Segno Italiano ( = Signs of Italy ) cooperated with the best craftsmen of Southern Sardinia to present a collection of baskets in cane river, Myrtle and olive tree with the neck in willow,
For the Salone 2015, fashion designer and stylist Antonio Marras reinterpreted these baskets by weaving into them fabrics from his own collections, and presenting these bags for sale throughout the week, as an icon of the 2015 Salone.
Here Marras focused on the second exhibition with Segno Italiano and on this occasion presented the Cesteria Sarda (Sardinian Baskets) collection, the first chapter in the Cesterie Italiane (Italian Baskets).
Baskets from Sardinia
The first chapter exhibitions between Antonio Marras and Segno Italiano occured during the Saloen 2014 when the ” Volo a Planare ” capsule collection of Atestine ceramics designed by Marras
The second capsule collection was launched this week and this time around it is dedicated to Sardinian crafts hand woven baskets, with Marras envisioning a veritable domestic Sardinian scenario.
After getting to know Antonio Marras, the Sardinian stylist with strong links to his homeland, culture and its customs ), Segno Italiano has developed a synergy on these topics, in particular on his reciprocal passion for Sardinian handicrafts and manual skills.
As the stylist says, what fascinated him about the people working with Segno Italiano was the idea of recovering, protecting and reinterpreting the brilliant artisan works of the Italian territory, an idea very close to what Antonio Marras says with his Laboratorio collection, a space he has created to escape from the frenetic and industrial dynamics of the fashion world.
Spiders Nest Trail
Following his 2014 exhibition his new ” Spiders Nest trail ” explores further, the web of ideas and projects between the stylist and Segno Italiano.

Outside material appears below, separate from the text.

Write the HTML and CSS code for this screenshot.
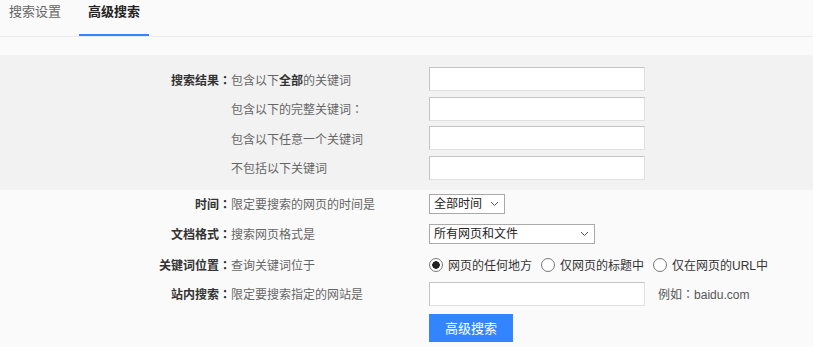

Within the magical Circolo Marras the Sentiero dei nidi di ragno includes the installation of a huge 5-meter high cubic aviary wrapped in tulle with suspended nests and rotating mechanisms inside it.
Antonio Marras presented ” Spider Nests trail” as his Second capsule collection created with Italian Segno
The Nidi-Ceste ( Basket nests ) in plaited willow, designed by Annalisa Cocco and Roberta Morittu for Imago Mundi (2005), were re-interpreted by Antonio Marras through the use of his fabrics and colour pallets that remind us of his collections.
The installation is animated by the playful, festive presence of fifty or so little fluttering, chirping zebra finches.
Antonio Marras + Segno Italiano-” The Nest of Spiders “won the ” The Milano Design Award ” for the effective orchestration of narrative, technology and artifacts.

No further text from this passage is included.